It is well-known that the solar system currently includes four gas giants in its family of eight planets (excluding Pluto), but a group of scientists revealed that during the early formation of the solar system, there may have been five gas giants and Jupiter or Saturn may have kicked one out of orbit. However, scientific evidence mostly points to Jupiter as the culprit, scientists say.

Researchers from the University of Toronto said that planet ejections were the result of a close encounter in which a planet was accelerating too fast that it might have had to slingshot itself out of the solar system.

"Our evidence points to Jupiter," said Ryan Cloutier, lead researcher from the university's Astronomy and Astrophysics Department.

Scientists said that Jupiter was more capable of ousting the unknown planet with a likelihood of 42 percent ice giant ejection (IGE), while Saturn could have found it difficult to do so.

To find out how Jupiter managed to eject the hypothetical planet, Cloutier and his colleagues developed simulations based on the current trajectories of Iapetus and Callisto, respective moons of Saturn and Jupiter.

The team calculated the probability of each moon creating its current orbit if its host planet was responsible for ejecting the unknown planet. The occurrence would have caused significant disturbance to each moon's original orbit, scientists explained in the study published in The Astrophysical Journal.

Previous studies which also looked into the possibility of planet ejections did not take into account how violent encounters such as the one between Jupiter and the unknown planet affected the gas giants' satellites.
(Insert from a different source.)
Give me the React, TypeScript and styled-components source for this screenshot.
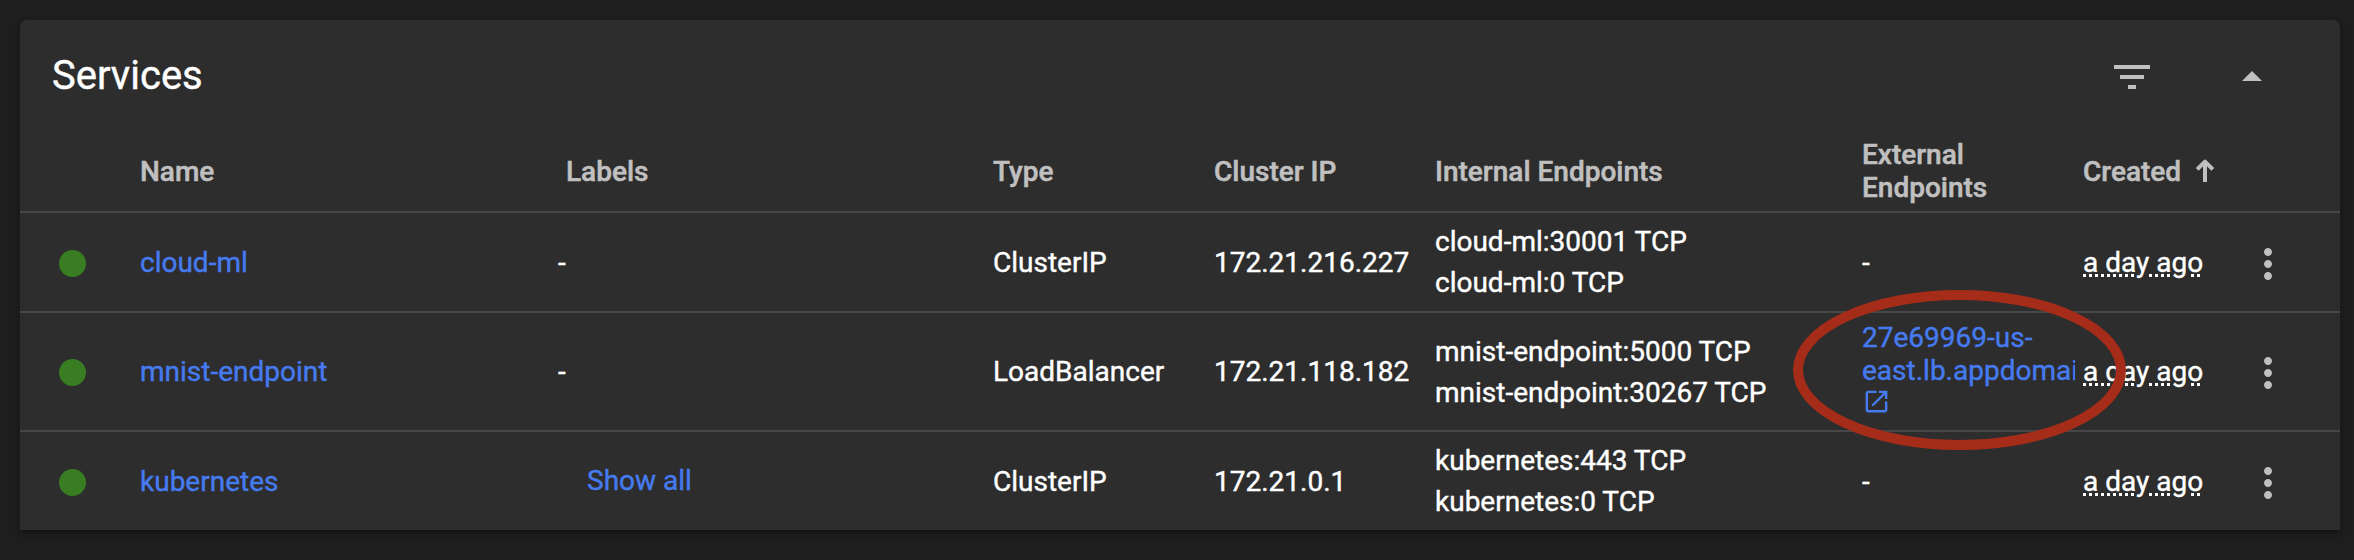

The study said that Jupiter may have ejected the hypothetical planet while still retaining Callisto in its orbit.

Cloutier said that Saturn would find it hard to eject the theoretical planet because Iapetus would have become excessively unsettled, and it would be difficult to reconcile the moon's orbit with its current trajectory.

The idea that a fifth gas giant may have been part of the young solar system was first proposed by the team from Canada in 2011, but it was only now that the study had been pushed out.

Researchers believe that what had occurred four billion years ago may have been some kind of interplanetary chess game.